We live in view of the Canadian Rockies and get out to hike or tour regularly. Yes they are different. The main difference for me is the culture: you just don't see the human influence over centuries in the Rockies.
The glacial lakes are more stunning in the Rockies imho - I have seen nothing like Moraine or Peyto Lake in either the Italian, German, Swiss or Austrian Alps. Haven't seen the French Alps though. Similar for the waterfalls. Sure there are some in the Alps as well but I haven't seen anything like Takakkaw Falls.
If you've never seen the Alps before please go and spend a few days. I'm not really a into Mountains so after seeing the Rockies and the Alps quite a bit I don't go out of my way anymore to spend time in Murren or similar places.

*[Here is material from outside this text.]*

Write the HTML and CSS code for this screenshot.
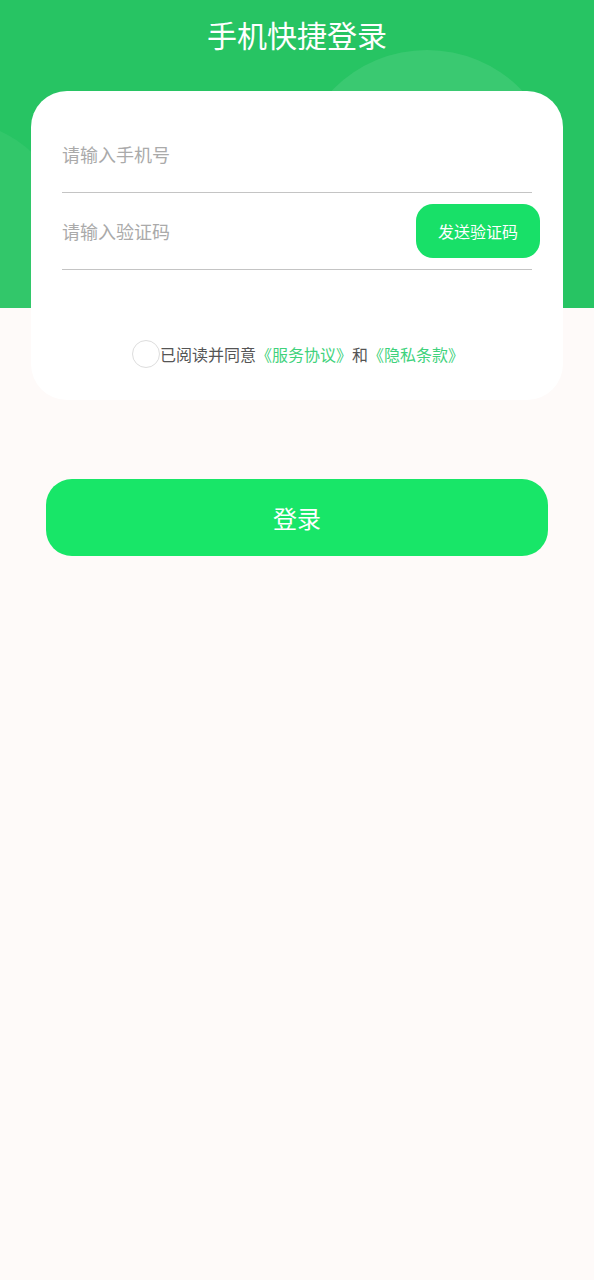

I have spent at least 10 days hiking and horseback riding in the Colorado Rockies each year for the past 10 years. Wonderful sites, rugged mountains, deer, mountain lion, bear, and elk, plus so many other animals. Have never seen wildlife in the Alps. The Alps are very beautiful and offer a very laid back style of living. If I had to pick a place to retire today, it would probably be somewhere in the Swiss Alps. I love the Rockies but just a different feeling comes over me when in the Alps. If you love the mountains, you must go see the Alps.
Scott, Have you been to the Lauterbrunnen Valley? I agree that the most beautiful part of colorado is the area between Ouray and Telluride, but IMHO they still don't come close to the Lauterbrunnen Valley.
We went to Rocky Mountain National Park last year to hike. Beautiful, rugged mountains, pristine mountain lakes, pika, marmot and yes--we ran into a black bear on the trail! But when we went to the Berner Oberland this year--NO COMPARISON! It has a charm and breathtaking beauty like nowhere else. And we saw ANIMALS there! Tons of marmots cavorting on the trails, ptarmigan up at the higher elevations, and we sought out chamois and ibex, although we did not catch a glimpse of either, I know they are there. Plus all the gondola rides, the cog wheel trains and funiculars that take you everywhere--that was half the fun! Gorgeous, colorful planter boxes hanging from every chalet, the fondue and rosti, and the achingly beautiful vistas-- wow! Also, I don't know where in the Rockies you can hike up to a mountain peak and stay overnight in a 175 year old hotel reached ONLY by hiking or by helicoptor. The Alps have it all-go!
What a picture you paint! I can't wait to go!
The first time I saw the Rockies in Colorado was 1982 and the first time I saw the Swiss alps was 1983. My first thought was "wow, they look just like the Rockies!".
But I agree with the others, that's just the first look. The feel and the atmosphere are different. Both are beautiful and breathtaking but different. Don't miss the chance to see the alps.
30 years ago, I lived and worked in Gstaad and Montreux, Switzerland for about 6 months. I hiked as much as possible on my off days and travelled about to places such as Mont Blanc and Zermatt. For the past 20 years I have lived in Calgary. Along with my family, we hike and x-c ski in the Rocky Mtns as much as possible on weekends and holidays. There are physical differences between the Alps and the Rockies ... if you take the Rockies and compress them together ... take out the sweeping, wide valleys and make more dramatic vertical walls, you might get something that looks more like the Alps. But to me the most startling difference comes from how you feel about human intervention on these great masterpieces. While there are any number of examples of the worst ways humans can damage a landscape, the Alps demonstrate that we can accentuate an already stunning environment with the best of old world culture and charm. As it is doubtful that North Americans will ever be able to replicate the delightful human touch in the Alps, I prefer to see the Rockies remain as wild as possible. This wilderness has its own undeniable attraction. Vive la différence!
I have still yet to make it to the Berner Oberland, and I expect it to be spectacular.
However, all alps are not made the same. The Zugspitze, Germany's highest mountain, on the border with Austria, is only 9720'. The parking lot at Loveland ski area, where was on Ski Patrol, was higher that that.
Last August I went over Brenner Pass, at 4500'. It was very pretty, but nothing like I've been over at home (Berthod, 11,307', Loveland 11,990. Trail Ridge, 12,183'). These are passes, mind you, not the tops of mountains. And we don't have sissy guardrails.
I guess the Brenner Pass highway does have guardrails, but I looked at it from below on the train. If you went over the edge of one of those viaducts, you'd have about 4-5 seconds to wish you had taken the train, then .
Just for your info, the Brenner Pass is one of the lowest of the Alpine passes. It's a MAJOR highway to boot.
You should give driving the Stelvio (9,046 ft), the Timmelsjoch (8,230 ft), Grossglockner (8,446 ft,) the Giau (7,324 ft) among others a try. As for the "sissy guardrails"... guardrails are pretty rare on the many passes in Austria and the Dolomites. You need to actually drive them before commenting on them. We've driven just about every pass in Austria and the Dolomites, some many times.